A massive leak from Google’s Search division has raised concerns that the company is lying about how its algorithm works — which Google is vehemently denying.
This week, an automated bot posted 2,500 pages of documents from inside Google’s Search division on the developer platform GitHub. SEO experts say the documents, which detail the data Google collects from websites and users, suggest that Google may be using information such as clicks and Chrome data to rank websites, contradicting Google’s public statements about how its rankings work. However, experts emphasized that the documents don’t conclusively show how Google is using that information to score and rank Search results, if at all.

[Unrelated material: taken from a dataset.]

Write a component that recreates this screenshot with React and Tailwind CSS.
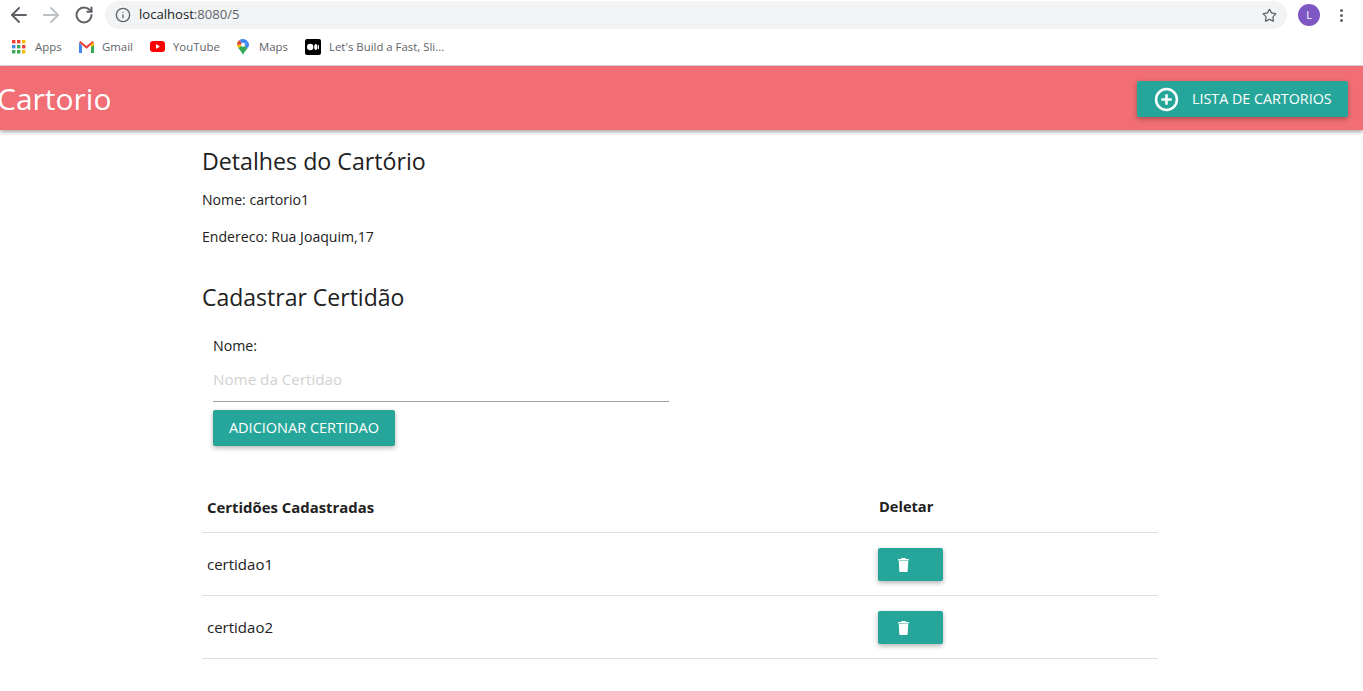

A company spokesperson stressed that gray area to Quartz over email without clarifying which data it collects for Google Search. But they told Quartz that Google is committed to providing accurate information, adding that the details in the documents aren’t “remotely comprehensive, fully relevant, or up-to-date.”
“Google’s public statements probably aren’t intentional efforts to lie, but rather to deceive potential spammers…” said SEO expert Rand Fishkin, one of the first to review the documents and share his findings online. Google told Quartz that, like Fishkin suspected, it does not confirm or deny “sensitive” information about Search in order to prevent “bad actors and spammers” looking to manipulate results.
Still, Fishkin and other experts feel Google is too secretive about how Search works. The most powerful search engine in the world, Google’s ranking system determines which information reaches the masses and which online businesses succeed or fail.
“Google search is one of the most secretive, closely-guarded black boxes in the world,” Fishkin wrote, adding in a separate post, “For decades, I loudly proclaimed that Google, the marketing industry, and the web as a whole would be a better place if the search giant was transparent with how they worked.”